We moved in and out of sloping woodlands and flat alluvial farmland, the creeks running yellow with mud. Cypress swamps drowning the river margins. More beaters and brokedown pickups. Catching sight of an old main street in our fleeting peripheral vision, we U-turned to cruise La Grange. Sagging, dingy, and shut up. Tin-roofed shotgun houses, hip-roofed stores with widesloping eaves and deep porches. Antique gas pumps under a crooked car port. And one shabby little brick house, but surrounded by flowers and tacky ornaments. We waved at the sad-eyed woman rocking with a baby on the porch. Keep your heart light.

Then the cotton fields turned into horse paddock. We were merging with the flossy eastern burbs of Memphis. Downtown Collierville, twenty miles west of La Grange, is a different kettle of poisson. Quaintly restored. Tea rooms and cachet shoppes. Old railway pullmans parked beside the station house. Espresso bars. Ladies in mohair and pearls getting into BMWs. Cops giving longhairs the eyeball. We caffeine up and out of there.

But it’s rush hour as we cross into greater Memphis, and we start looking for a place to hang until the heavy metal goes easy listening. The Audubon Botanical Gardens in the west end sound like a good bet, and after a couple of false tries we flutter down into their lot. The Gardens are a foretaste of the Memphis experience. Half-finished, a bit seedy, sprawling, full of pretense, but short on charm. Granted, it’s a relatively new park (although many of the trees are venerable), but the flowerbeds look slept in.

Botanical Gardens

Our thought was to do some drawings. The “Japanese Mediation Garden” sounded likely. But it was more in the Japanese dinosaur movie genre. There was a lacquered red bridge and some stone lanterns, to be sure, and a couple of crooked pines, but the scale was all American. Nothing spoke to anything else. And the blessed geese had shat everywhere. When you approached the turbid waters’ edge herds of goldfish, some gigantic, congregated at your feet, as did the geese.
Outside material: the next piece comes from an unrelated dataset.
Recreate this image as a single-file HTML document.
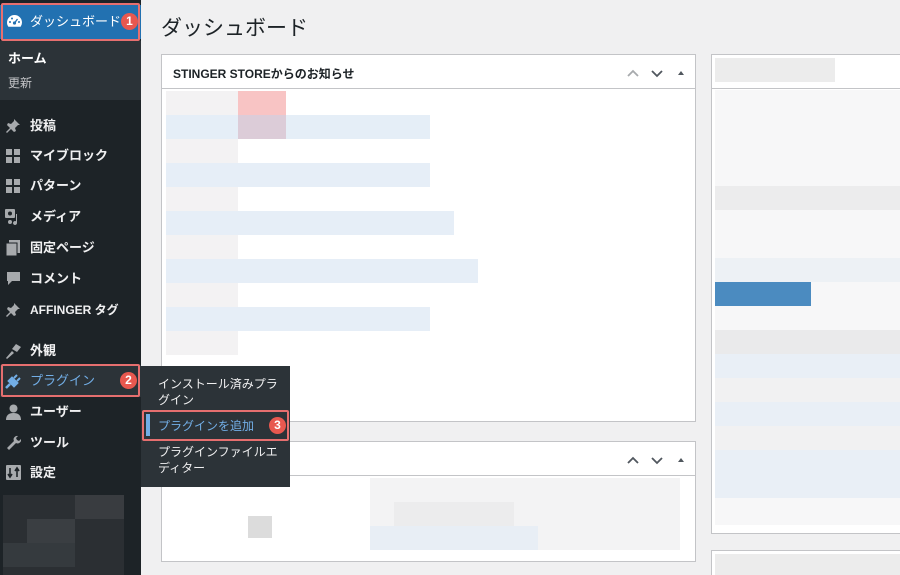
<!DOCTYPE html>
<html><head><meta charset="utf-8"><style>
*{margin:0;padding:0;box-sizing:border-box}
html,body{width:900px;height:575px;overflow:hidden}
body{background:#f0f0f1;font-family:"Liberation Sans","Noto Sans CJK JP",sans-serif;position:relative}
.a{position:absolute}
#side{left:0;top:0;width:141px;height:575px;background:#1d2327}
.mi{position:absolute;left:0;width:141px;height:30px;color:#f0f0f1;font-size:13px;line-height:30px;padding-left:30px;font-weight:bold}
.panel{position:absolute;background:#fff;border:1px solid #c3c4c7}
.hd{border-bottom:1px solid #c3c4c7;height:34px}
.b{position:absolute}
.badge{position:absolute;width:17px;height:17px;border-radius:50%;background:#e8584f;color:#fff;font-size:12px;font-weight:bold;line-height:17px;text-align:center;z-index:12}
.red{position:absolute;border:2px solid #e66f6f;border-radius:2px;z-index:11}
.fly{z-index:10}
</style></head><body>
<div id="side" class="a"></div>
<div class="a" style="left:0;top:5px;width:141px;height:34px;background:#2271b1"></div>
<div class="mi" style="top:7px;font-weight:normal;color:#fff">ダッシュボード</div>
<svg class="a" style="left:6px;top:14px" width="17" height="14" viewBox="0 0 17 14"><path d="M8.5 1A7.5 7.5 0 0 0 1 8.5c0 1.7.5 3 1.4 4.2h12.2A7 7 0 0 0 16 8.5 7.5 7.5 0 0 0 8.5 1z" fill="#fff"/><circle cx="8.5" cy="9" r="1.6" fill="#2271b1"/><path d="M8.5 9l3-4" stroke="#2271b1" stroke-width="1.3"/><circle cx="4" cy="8" r="1" fill="#2271b1"/><circle cx="6" cy="4.5" r="1" fill="#2271b1"/><circle cx="13" cy="8" r="1" fill="#2271b1"/></svg>
<div class="red" style="left:1px;top:3px;width:139px;height:38px"></div>
<div class="badge" style="left:121px;top:13px">1</div>
<div class="a" style="left:0;top:41px;width:141px;height:59px;background:#2c3338"></div>
<div class="a" style="left:8px;top:48px;color:#fff;font-size:13px;font-weight:bold">ホーム</div>
<div class="a" style="left:8px;top:74px;color:#c3c4c7;font-size:12px">更新</div>

<div class="mi" style="top:111px">投稿</div>
<svg class="a" style="left:5px;top:118px" width="16" height="16" viewBox="0 0 16 16"><path d="M9 1l6 6-2 0-3 3 1 3-2 1-3-3-4 4-1-1 4-4-3-3 1-2 3 1 3-3z" fill="#a7aaad"/></svg>
<div class="mi" style="top:141px">マイブロック</div>
<svg class="a" style="left:6px;top:149px" width="14" height="14"><rect x="0" y="0" width="6" height="6" fill="#a7aaad"/><rect x="8" y="0" width="6" height="6" fill="#a7aaad"/><rect x="0" y="8" width="6" height="6" fill="#a7aaad"/><rect x="8" y="8" width="6" height="6" fill="#a7aaad"/></svg>
<div class="mi" style="top:171px">パターン</div>
<svg class="a" style="left:6px;top:179px" width="14" height="14"><rect x="0" y="0" width="6" height="6" fill="#a7aaad"/><rect x="8" y="0" width="6" height="6" fill="#a7aaad"/><rect x="0" y="8" width="6" height="6" fill="#a7aaad"/><rect x="8" y="8" width="6" height="6" fill="#a7aaad"/></svg>
<div class="mi" style="top:202px">メディア</div>
<svg class="a" style="left:5px;top:209px" width="17" height="17" viewBox="0 0 17 17"><rect x="0" y="0" width="10" height="9" rx="1" fill="#a7aaad"/><circle cx="5" cy="4.5" r="2" fill="#1d2327"/><path d="M12 5v9a2 2 0 1 1-1-1.7V5z" fill="#a7aaad"/><circle cx="5" cy="13" r="2" fill="#a7aaad"/></svg>
<div class="mi" style="top:233px">固定ページ</div>
<svg class="a" style="left:6px;top:240px" width="15" height="17"><rect x="3" y="0" width="11" height="13" fill="#a7aaad"/><rect x="0" y="3" width="11" height="13" fill="#a7aaad" stroke="#1d2327"/></svg>
<div class="mi" style="top:264px">コメント</div>
<svg class="a" style="left:6px;top:271px" width="15" height="16"><path d="M1 1h13v9H6l-4 4v-4H1z" fill="#a7aaad"/></svg>
<div class="mi" style="top:295px;font-size:12px">AFFINGER タグ</div>
<svg class="a" style="left:5px;top:302px" width="16" height="16" viewBox="0 0 16 16"><path d="M9 1l6 6-2 0-3 3 1 3-2 1-3-3-4 4-1-1 4-4-3-3 1-2 3 1 3-3z" fill="#a7aaad"/></svg>
<div class="mi" style="top:336px">外観</div>
<svg class="a" style="left:5px;top:343px" width="17" height="16" viewBox="0 0 17 16"><path d="M1 15l6-7 2 2-7 6zM7 6l4-5 5 3-4 5z" fill="#a7aaad"/></svg>
<div class="a" style="left:0;top:365px;width:141px;height:32px;background:#2c3338"></div>
<div class="mi" style="top:366px;color:#72aee6;font-weight:normal">プラグイン</div>
<svg class="a" style="left:5px;top:373px" width="17" height="16" viewBox="0 0 17 16"><path d="M1 15l4-4M4 8l5 5 3-3-5-5z" stroke="#72aee6" stroke-width="2.5" fill="#72aee6"/><path d="M9 5l3-3M12 8l3-3" stroke="#72aee6" stroke-width="2"/></svg>
<div class="red" style="left:1px;top:364px;width:139px;height:33px"></div>
<div class="badge" style="left:120px;top:372px">2</div>
<div class="mi" style="top:397px">ユーザー</div>
<svg class="a" style="left:6px;top:404px" width="15" height="16"><circle cx="7.5" cy="4.5" r="4" fill="#a7aaad"/><path d="M0 16c0-5 3-7 7.5-7S15 11 15 16z" fill="#a7aaad"/></svg>
<div class="mi" style="top:428px">ツール</div>
<svg class="a" style="left:5px;top:434px" width="16" height="16" viewBox="0 0 16 16"><path d="M2 14l7-7a3.5 3.5 0 0 1 4-5l-2 2 1 2 2 1 2-2a3.5 3.5 0 0 1-5 4l-7 7z" fill="#a7aaad"/></svg>
<div class="mi" style="top:458px">設定</div>
<svg class="a" style="left:6px;top:465px" width="15" height="15"><rect width="15" height="15" rx="1" fill="#a7aaad"/><path d="M4 3v9M2 9l2 3 2-3M11 12V3M9 6l2-3 2 3" stroke="#1d2327" stroke-width="1.6" fill="none"/></svg>
<div class="a" style="left:3px;top:495px;width:121px;height:80px;background:#2b2f33"></div>
<div class="a" style="left:27px;top:519px;width:48px;height:24px;background:#3a3e42"></div>
<div class="a" style="left:75px;top:495px;width:49px;height:24px;background:#393c40"></div>
<div class="a" style="left:3px;top:543px;width:72px;height:24px;background:#353a3e"></div>

<!-- main -->
<div class="a" style="left:161px;top:12px;font-size:21px;color:#1d2327">ダッシュボード</div>
<div class="panel" style="left:161px;top:54px;width:535px;height:368px">
<div class="hd"><div class="a" style="left:11px;top:10px;font-size:12px;font-weight:bold;color:#1d2327">STINGER STOREからのお知らせ</div>
<svg class="a" style="left:464px;top:12px" width="60" height="12"><path d="M2 9l5-5 5 5" stroke="#a7aaad" stroke-width="1.8" fill="none"/><path d="M26 4l5 5 5-5" stroke="#50575e" stroke-width="1.8" fill="none"/><path d="M52 8l3-4 3 4z" fill="#50575e"/></svg></div>
</div>
<div class="b" style="left:166px;top:91px;width:72px;height:264px;background:#f3f2f3"></div>
<div class="b" style="left:238px;top:91px;width:48px;height:24px;background:#f8c4c4"></div>
<div class="b" style="left:166px;top:115px;width:264px;height:24px;background:#e5eef7"></div>
<div class="b" style="left:238px;top:115px;width:48px;height:24px;background:#dcccd8"></div>
<div class="b" style="left:166px;top:163px;width:264px;height:24px;background:#e6eef7"></div>
<div class="b" style="left:166px;top:211px;width:288px;height:24px;background:#e6eef7"></div>
<div class="b" style="left:166px;top:259px;width:312px;height:24px;background:#e6eef7"></div>
<div class="b" style="left:166px;top:307px;width:264px;height:24px;background:#e6eef7"></div>

<div class="panel" style="left:161px;top:441px;width:535px;height:121px">
<div class="hd"><svg class="a" style="left:464px;top:12px" width="60" height="12"><path d="M2 9l5-5 5 5" stroke="#50575e" stroke-width="1.8" fill="none"/><path d="M26 4l5 5 5-5" stroke="#50575e" stroke-width="1.8" fill="none"/><path d="M52 8l3-4 3 4z" fill="#50575e"/></svg></div>
</div>
<div class="b" style="left:370px;top:478px;width:310px;height:72px;background:#f3f3f4"></div>
<div class="b" style="left:394px;top:502px;width:120px;height:24px;background:#ececed"></div>
<div class="b" style="left:370px;top:526px;width:168px;height:24px;background:#e8eef5"></div>
<div class="b" style="left:248px;top:516px;width:24px;height:22px;background:#dcdcdc"></div>

<div class="panel" style="left:711px;top:54px;width:200px;height:480px;border-right:none">
<div class="hd"></div></div>
<div class="b" style="left:715px;top:58px;width:120px;height:24px;background:#ececec"></div>
<div class="b" style="left:715px;top:90px;width:185px;height:435px;background:#f7f7f8"></div>
<div class="b" style="left:715px;top:186px;width:185px;height:24px;background:#ececed"></div>
<div class="b" style="left:715px;top:258px;width:185px;height:24px;background:#edf1f5"></div>
<div class="b" style="left:715px;top:282px;width:96px;height:24px;background:#4b8bc0"></div>
<div class="b" style="left:715px;top:330px;width:185px;height:24px;background:#eaeaeb"></div>
<div class="b" style="left:715px;top:354px;width:185px;height:144px;background:#e9eff6"></div>
<div class="b" style="left:715px;top:378px;width:185px;height:24px;background:#f1f1f2"></div>
<div class="b" style="left:715px;top:426px;width:185px;height:24px;background:#f1f1f2"></div>
<div class="panel" style="left:711px;top:550px;width:200px;height:40px"></div>
<div class="b" style="left:715px;top:554px;width:185px;height:21px;background:#ececec"></div>

<!-- submenu flyout (on top) -->
<div class="a fly" style="left:141px;top:366px;width:149px;height:121px;background:#2c3338"></div>
<div class="a fly" style="left:158px;top:376px;width:125px;color:#f0f0f1;font-size:12px;line-height:16px">インストール済みプラグイン</div>
<div class="a fly" style="left:146px;top:414px;width:4px;height:22px;background:#72aee6"></div>
<div class="a fly" style="left:158px;top:417px;color:#72aee6;font-size:12px">プラグインを追加</div>
<div class="red" style="left:142px;top:410px;width:147px;height:31px"></div>
<div class="badge" style="left:269px;top:417px">3</div>
<div class="a fly" style="left:158px;top:444px;width:125px;color:#f0f0f1;font-size:12px;line-height:16px">プラグインファイルエディター</div>
</body></html>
You hesitated to get too near the edge. They looked REAL hungry. The geese honked demandingly.


Meditation Garden
Peggy and I wandered off in different directions to draw, and when we compared our efforts later it was fun to see that we’d both composed scenes out of dispersed ingredients in the Park. A mass of azaleas here, a dogwood there, that pine, a stone lantern, and, of course, the red bridge. May I see you artistic license, Madam?

When we figured it was safe to reinsert the Owl in traffic we moved in on Memphis. It’s a huge outflung metropolis, going full-throttle on a maze of sixlanes without mercy. The downtown isn’t visible from the outer flats, and what is doesn’t entice. It’s a hard-looking place. We’re back in the Mississippi Valley. The same sinking feeling we got in Southern Illinois and Southeast Missouri sucks at you in Memphis. Was it King Cotton and the slave economy, or just the downhill slide that finally settles out as Mississippi mud? You feel the ooze of this alluvial angst could swallow all your joy. And it looks to have done that for the residents.


Those who aren’t hustling you. Every time we made a wrong turn and pulled in for directions or to use a phone we got spare-changed and moved in on. Edge City, fellow travelers. We’d been warned to keep our money in our shoe in this town, and I’d scoffed. Now I was swallowing my pollyanna. Man, these bottoms are the pits. Our Super-8 catalog and our Triple-A guides were useless again. The Motel wasn’t finished yet, and the 4-star restaurant had disappeared, along with the neighborhood. We settled for a Days Inn in the flightpath for Memphis International, conveniently adjacent to a showgirls lounge. And I mean show.

Bottom Feeders

After getting lost again trying to find a recommended dinner, we seized on a Black Italian Restaurant, playing loud opera to an unsuspecting audience. In honor of the King we ate way too much pasta, and bloated back to the Indian subcontinent. That’s right. Ever since Atlanta the chain motels have once again been managed by graduates of the New Delhi School of Hostelry. Pronounce that as you will. The towel racks fall off? The toilet runs? Shrug.